Strategic Applications: Turning OpEx Mastery into Profits

Acquisition Strategy

Understanding operating expenses deeply allows you to spot opportunities others miss. Look for properties with bloated OpEx that you can reduce through better management. Common opportunities include:

  • Properties paying retail rates for services – Landlords using retail plumbers, handymen without contracts, or paying list price for insurance
  • Properties with outdated systems – Old HVAC, single-pane windows, or inefficient water heaters driving up utility costs
  • Properties with master-metered utilities – Opportunity to separately meter and shift costs to tenants
  • Mismanaged properties – Where preventive maintenance can reduce emergency repair frequency and cost

During negotiations, detailed OpEx analysis gives you leverage. Instead of arguing about price emotionally, show the seller exactly why their OpEx projections are unrealistic. “Your insurance quote is from 2019. Here are three current quotes showing 35% increases.” Specific beats general every time.

Portfolio Management

Once you own properties, OpEx analysis becomes your optimization tool. Create quarterly OpEx reports comparing properties against each other and local benchmarks. A property with 55% expense ratio in a market averaging 40% has problems to solve.

Implement strategic OpEx reduction initiatives:

  • Bid out insurance and services annually – Competition keeps prices honest
  • Invest in preventive maintenance – $100 in prevention saves $500 in emergency repairs
  • Install water-saving fixtures – Reduce utility costs by 20-30%
  • Upgrade to LED lighting – Cut electricity costs for any owner-paid utilities
  • Challenge property tax assessments – Many assessments can be successfully appealed

Time major maintenance for maximum tax benefit. Depending on your tax situation, accelerating or deferring OpEx into different tax years can save thousands.

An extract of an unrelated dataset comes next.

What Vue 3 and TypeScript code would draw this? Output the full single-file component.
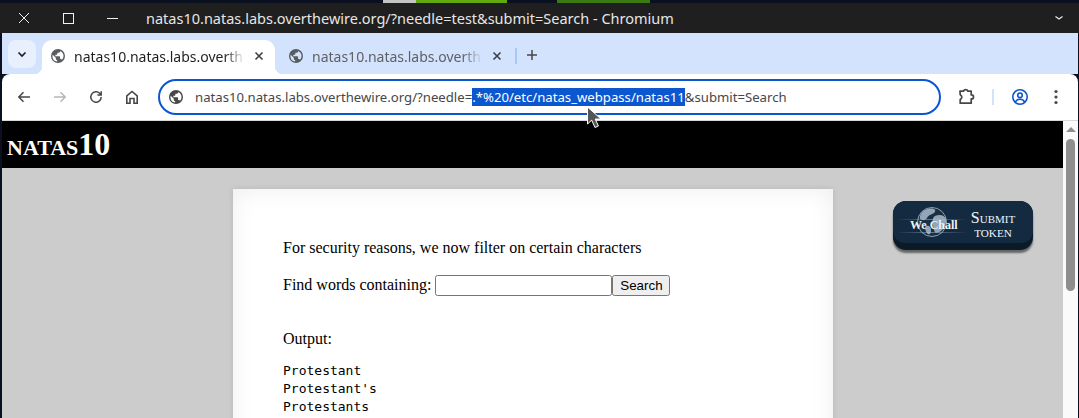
<template>
  <div class="screen">
    <div class="wall-grey"></div>
    <div class="wall-green"></div>
    <div class="wall-green-dark"></div>
    <div class="titlebar">
      <div class="win-buttons">
        <svg width="16" height="16" viewBox="0 0 16 16"><path d="M3 3l10 10M13 3L3 13" stroke="#f2f2f2" stroke-width="1" fill="none" /></svg>
        <svg width="16" height="16" viewBox="0 0 16 16"><rect x="3.500" y="3.500" width="10" height="10" stroke="#f2f2f2" stroke-width="1" fill="none" /></svg>
        <svg width="16" height="16" viewBox="0 0 16 16"><path d="M3 8.500h11" stroke="#f2f2f2" stroke-width="1" fill="none" /></svg>
      </div>
      <div class="win-title">natas10.natas.labs.overthewire.org/?needle=test&amp;submit=Search - Chromium</div>
      <svg class="win-chevron" width="12" height="12" viewBox="0 0 12 12"><path d="M2.500 4.500L6 7l3.500-2.500" stroke="#e8e8e8" stroke-width="1.300" fill="none" /></svg>
    </div>

    <div class="tabstrip">
      <div class="tab-menu">
        <svg width="12" height="12" viewBox="0 0 12 12"><path d="M2.500 4.500L6 8l3.500-3.500" stroke="#1f1f1f" stroke-width="1.700" fill="none" /></svg>
      </div>
      <div
        v-for="(tab, index) in tabs"
        :key="index"
        class="tab"
        :class="{ active: tab.active }"
      >
        <svg class="globe" width="14" height="14" viewBox="0 0 16 16"><path :d="globePath" fill="#5a5c60" /></svg>
        <span class="tab-text">{{ tab.title }}</span>
        <svg class="tab-close" width="10" height="10" viewBox="0 0 10 10"><path d="M1.500 1.500l7 7M8.500 1.500l-7 7" stroke="#3c4043" stroke-width="1.600" fill="none" /></svg>
      </div>
      <div class="tab-sep"></div>
      <svg class="tab-plus" width="12" height="12" viewBox="0 0 12 12"><path d="M6 1v10M1 6h10" stroke="#474747" stroke-width="1.500" fill="none" /></svg>
    </div>

    <div class="toolbar">
      <div class="nav-icons">
        <svg width="16" height="16" viewBox="0 0 16 16"><path d="M14 8H3M7.500 3.200L2.800 8l4.700 4.800" stroke="#474747" stroke-width="1.500" fill="none" /></svg>
        <svg width="16" height="16" viewBox="0 0 16 16"><path d="M2 8h11M8.500 3.200L13.200 8l-4.700 4.800" stroke="#b4b6ba" stroke-width="1.500" fill="none" /></svg>
        <svg width="16" height="16" viewBox="0 0 16 16"><path d="M13.200 8a5.200 5.200 0 1 1-1.500-3.700L13.200 6M13.200 2.200V6H9.400" stroke="#474747" stroke-width="1.500" fill="none" /></svg>
        <svg width="16" height="16" viewBox="0 0 16 16"><path d="M2.800 14.200V6.800L8 2.500l5.200 4.300v7.400H10V9.500H6v4.700z" stroke="#474747" stroke-width="1.600" fill="none" /></svg>
      </div>
      <div class="omnibox">
        <svg class="globe" width="14" height="14" viewBox="0 0 16 16"><path :d="globePath" fill="#474747" /></svg>
        <span class="url">natas10.natas.labs.overthewire.org/?needle=<span class="url-selected">.*%20/etc/natas_webpass/natas11</span>&amp;submit=Search</span>
      </div>
      <div class="tool-icons">
        <svg width="18" height="18" viewBox="0 0 18 18"><path d="M3 3.200h3.500a2.300 2.300 0 0 1 4.400 0h3.300v3.700h.3a2 2 0 0 1 0 4h-.3v4.300H3.200v-3.700a2.600 2.600 0 0 0 0-4.800z" stroke="#474747" stroke-width="1.700" fill="none" stroke-linejoin="round" /></svg>
        <div class="tool-sep"></div>
        <svg width="18" height="18" viewBox="0 0 18 18"><circle cx="9" cy="9" r="7.200" stroke="#0b57d0" stroke-width="1.600" fill="none" /><circle cx="9" cy="7.300" r="2.300" stroke="#0b57d0" stroke-width="1.600" fill="none" /><path d="M4.500 14c1-2.400 2.800-2.800 4.500-2.800s3.500.4 4.500 2.800" stroke="#0b57d0" stroke-width="1.600" fill="none" /></svg>
        <svg width="14" height="16" viewBox="0 0 14 16"><circle cx="7" cy="2.500" r="1.600" fill="#474747" /><circle cx="7" cy="8" r="1.600" fill="#474747" /><circle cx="7" cy="13.500" r="1.600" fill="#474747" /></svg>
      </div>
    </div>

    <div class="viewport">
      <div class="page">
        <div class="page-head">
          <h1 class="natas-title">natas<span class="natas-num">10</span></h1>
        </div>
        <div class="page-body">
          <div class="content">
            <p class="line">For security reasons, we now filter on certain characters</p>
            <div class="form-row">
              <span>Find words containing:</span>
              <span class="fake-input"></span><span class="fake-button">Search</span>
            </div>
            <p class="line output">Output:</p>
            <pre class="words">{{ words.join('\n') }}</pre>
          </div>
          <div class="wechall">
            <div class="wechall-face">
              <div class="wechall-logo">
                <svg class="wechall-globe" width="32" height="32" viewBox="0 0 32 32">
                  <circle cx="16" cy="16" r="14.500" fill="#1d3247" stroke="#b4c3d0" stroke-width="0.900" />
                  <path d="M9 4c4-2 9-2 10 0s-2 4-5 5-3 5-6 5-5-1-4-4 2-4 5-6zM19 10c4-2 10-1 11 3s-2 10-5 12-6 3-7-1-3-12 1-14zM10 20c3-1 5 1 5 4s-1 5-3 4-4-7-2-8z" fill="#a9bccd" />
                </svg>
                <div class="streak streak-a"></div>
                <div class="streak streak-b"></div>
                <span class="wechall-name">We Chall</span>
              </div>
              <div class="wechall-action">
                <span class="action-top">Submit</span>
                <span class="action-bottom">token</span>
              </div>
            </div>
          </div>
        </div>
      </div>
      <div class="scrollbar">
        <div class="scroll-arrow"></div>
        <div class="scroll-thumb"></div>
      </div>
    </div>

    <svg class="cursor" width="16" height="23" viewBox="0 0 16 23">
      <path d="M1.500 1v17l4.200-3.800 3.300 7.300 3.400-1.500-3.200-7h5.800z" fill="#555" stroke="#fff" stroke-width="1" />
    </svg>
  </div>
</template>

<script setup lang="ts">
interface Tab {
  title: string
  active: boolean
}

const tabs: Tab[] = [
  { title: 'natas10.natas.labs.overth', active: true },
  { title: 'natas10.natas.labs.overth', active: false }
]

const words: string[] = ['Protestant', "Protestant's", 'Protestants']

const globePath =
  'M8 0a8 8 0 1 0 0 16A8 8 0 0 0 8 0zM1.700 8c0-.5.100-1 .200-1.500L5.500 10v1c0 .8.700 1.500 1.500 1.500v1.900A6.300 6.300 0 0 1 1.700 8zm10.900 4.300c-.2-.6-.8-1-1.400-1h-.8V9c0-.4-.4-.8-.8-.8H5v-1.600h1.500c.4 0 .8-.4.800-.8V4.200h1.600c.9 0 1.600-.7 1.600-1.600v-.4a6.300 6.300 0 0 1 2.100 10.100z'
</script>

<style scoped>
.screen {
  position: relative;
  width: 1079px;
  height: 418px;
  overflow: hidden;
  background: #0b1020;
  font-family: "Noto Sans", sans-serif;
  padding: 3px 1px 0 2px;
  box-sizing: border-box;
}

.wall-grey {
  position: absolute;
  top: 0;
  left: 383px;
  width: 33px;
  height: 3px;
  background: #c4c4c4;
}

.wall-green {
  position: absolute;
  top: 0;
  left: 416px;
  width: 91px;
  height: 3px;
  background: #62a90f;
}

.wall-green-dark {
  position: absolute;
  top: 0;
  left: 557px;
  width: 93px;
  height: 3px;
  background: #3a7a10;
}

.titlebar {
  display: flex;
  align-items: center;
  height: 30px;
  margin-left: -2px;
  margin-right: -1px;
  background: #1f1f1f;
  color: #e6e6e6;
  padding: 0 14px 0 16px;
}

.win-buttons {
  display: flex;
  gap: 28px;
  width: 130px;
  flex: none;
}

.win-title {
  flex: 1;
  font-size: 14.500px;
  white-space: nowrap;
}

.tabstrip {
  display: flex;
  align-items: flex-end;
  height: 41px;
  background: #d3e3fd;
  padding-left: 6px;
  box-sizing: border-box;
}

.tab-menu {
  display: flex;
  align-items: center;
  justify-content: center;
  width: 28px;
  height: 28px;
  margin: 0 6px 6px 0;
  background: #e9f0fd;
  border-radius: 8px;
}

.tab {
  position: relative;
  display: flex;
  align-items: center;
  width: 233px;
  height: 34px;
  box-sizing: border-box;
  padding: 0 11px 2px 9px;
  border-radius: 10px 10px 0 0;
  margin-right: 5px;
  color: #5f6163;
  font-size: 14px;
}

.tab.active {
  background: #fff;
  color: #1f1f1f;
}

.tab.active::before,
.tab.active::after {
  content: "";
  position: absolute;
  bottom: 0;
  width: 8px;
  height: 8px;
}

.tab.active::before {
  left: -8px;
  background: radial-gradient(circle at 0 0, transparent 8px, #fff 8.500px);
}

.tab.active::after {
  right: -8px;
  background: radial-gradient(circle at 100% 0, transparent 8px, #fff 8.500px);
}

.tab-text {
  flex: 1;
  margin-left: 9px;
  overflow: hidden;
  white-space: nowrap;
  -webkit-mask-image: linear-gradient(to right, #000 88%, transparent);
  mask-image: linear-gradient(to right, #000 88%, transparent);
}

.tab-close {
  margin-left: 9px;
  flex: none;
}

.tab-sep {
  width: 2px;
  height: 16px;
  background: #a8c7fa;
  margin: 0 0 10px -3px;
}

.tab-plus {
  margin: 0 0 13px 9px;
}

.toolbar {
  display: flex;
  align-items: center;
  height: 47px;
  background: #fff;
  border-bottom: 1px solid #d8d8d8;
  border-radius: 8px 8px 0 0;
  box-sizing: border-box;
  padding: 0 0 1px 14px;
}

.nav-icons {
  display: flex;
  gap: 20px;
  flex: none;
  width: 142px;
}

.omnibox {
  display: flex;
  align-items: center;
  width: 783px;
  height: 36px;
  border: 2px solid #0b57d0;
  border-radius: 18px;
  box-sizing: border-box;
  padding-left: 9px;
  flex: none;
}

.url {
  margin-left: 12px;
  font-size: 13.160px;
  line-height: 18px;
  color: #474747;
  white-space: nowrap;
}

.url-selected {
  background: #0b57d0;
  color: #fff;
}

.tool-icons {
  display: flex;
  align-items: center;
  margin-left: 16px;
}

.tool-sep {
  width: 2px;
  height: 16px;
  background: #d3e3fd;
  margin: 0 17px;
}

.tool-icons svg:last-child {
  margin-left: 20px;
}

.viewport {
  display: flex;
  height: 297px;
}

.page {
  flex: 1;
  background: #ccc;
  overflow: hidden;
  font-family: "Liberation Serif", serif;
  font-size: 16px;
  color: #000;
}

.page-head {
  height: 47px;
  background: #000;
  color: #fff;
  box-sizing: border-box;
  padding: 5px 0 0 5px;
}

.natas-title {
  margin: 0;
  font-size: 32px;
  font-weight: bold;
  font-variant: small-caps;
  line-height: 36px;
}

.natas-num {
  font-variant: normal;
}

.page-body {
  position: relative;
  height: 250px;
}

.content {
  position: absolute;
  top: 21px;
  left: 231px;
  width: 600px;
  height: 300px;
  background: #fff;
  box-shadow: inset 0 0 24px rgba(0, 0, 0, 0.07), 0 0 6px rgba(0, 0, 0, 0.1);
  box-sizing: border-box;
  padding: 50px 50px 0;
}

.line {
  margin: 0;
  line-height: 18px;
}

.form-row {
  display: flex;
  align-items: center;
  margin-top: 17px;
  height: 22px;
}

.fake-input {
  width: 177px;
  height: 21px;
  box-sizing: border-box;
  margin-left: 4px;
  background: #fff;
  border: 1px solid #767676;
  border-radius: 2.500px;
}

.fake-button {
  display: flex;
  align-items: center;
  justify-content: center;
  width: 58px;
  height: 21px;
  box-sizing: border-box;
  background: #efefef;
  border: 1px solid #767676;
  border-radius: 2.500px;
  font-family: "Liberation Sans", sans-serif;
  font-size: 13.333px;
}

.output {
  margin-top: 34px;
}

.words {
  margin: 14px 0 0;
  font-family: "DejaVu Sans Mono", monospace;
  font-size: 13px;
  line-height: 18px;
}

.wechall {
  position: absolute;
  left: 891px;
  top: 33px;
  width: 140px;
  height: 49px;
  border-radius: 13px;
  background: #0a1a26;
  box-shadow: 0 3px 2px rgba(0, 0, 0, 0.5);
}

.wechall-face {
  display: flex;
  height: 42px;
  border-radius: 13px 13px 12px 12px;
  background: #142a40;
}

.wechall-logo {
  position: relative;
  display: flex;
  align-items: center;
  justify-content: center;
  flex: none;
  width: 78px;
  height: 42px;
}

.wechall-globe {
  opacity: 0.85;
}

.streak {
  position: absolute;
  left: 4px;
  right: 4px;
  height: 1px;
  background: linear-gradient(to right, transparent, rgba(170, 200, 225, 0.5), transparent);
}

.streak-a {
  top: 18px;
}

.streak-b {
  top: 31px;
}

.wechall-name {
  position: absolute;
  left: 17px;
  top: 17px;
  font-size: 12px;
  line-height: 15px;
  font-weight: bold;
  color: #eef3f7;
  white-space: nowrap;
}

.wechall-action {
  display: flex;
  flex-direction: column;
  align-items: center;
  width: 48px;
  margin-left: -2px;
  color: #eef4fa;
  padding-top: 8px;
}

.action-top {
  font-size: 16px;
  line-height: 18px;
  font-variant: small-caps;
}

.action-bottom {
  font-size: 11.200px;
  line-height: 13px;
  text-transform: uppercase;
}

.scrollbar {
  flex: none;
  width: 15px;
  background: #fafafa;
}

.scroll-arrow {
  width: 0;
  height: 0;
  margin: 6px auto 0;
  border-left: 5px solid transparent;
  border-right: 5px solid transparent;
  border-bottom: 5px solid #8e8e8e;
}

.scroll-thumb {
  width: 9px;
  height: 152px;
  margin: 7px auto 0;
  background: #8e8e8e;
  border-radius: 5px;
}

.cursor {
  position: absolute;
  left: 586px;
  top: 106px;
}
</style>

Exit Strategy Optimization

Smart sellers stabilize and document OpEx before marketing properties. Buyers discount heavily for uncertainty. Twelve months of steady, documented operating expenses with no deferred maintenance earns premium pricing.

Create detailed OpEx documentation packages including:

  • 24 months of actual receipts and reports – Organized by category with summaries
  • Service contracts with pricing locked in – Shows stable, predictable costs
  • Recent inspection reports – Proving no deferred maintenance
  • Utility usage data – With any conservation improvements noted
  • Property tax assessment status – Including any recent appeals or scheduled reassessments

Understanding buyer’s OpEx assumptions helps you position properties effectively. Institutional buyers model OpEx conservatively but pay premiums for certainty. Individual buyers often use optimistic projections but need education on realistic expenses.

Mastering the Foundation

Operating expenses are the foundation of accurate real estate analysis. They’re not exciting like finding deals or creative financing, but they determine whether those deals actually make money. The difference between amateur and professional real estate investors isn’t access to deals or capital – it’s the discipline to accurately project and manage operating expenses.

Every successful real estate portfolio is built on the mundane work of tracking every expense, questioning every invoice, and optimizing every cost category. The investors who consistently generate strong returns aren’t necessarily finding better properties; they’re operating them more efficiently.

Master operating expense analysis, and you master real estate investing. The properties haven’t changed – your ability to understand their true economics has. That understanding, more than any other factor, separates real estate investors who build wealth from those who just own properties.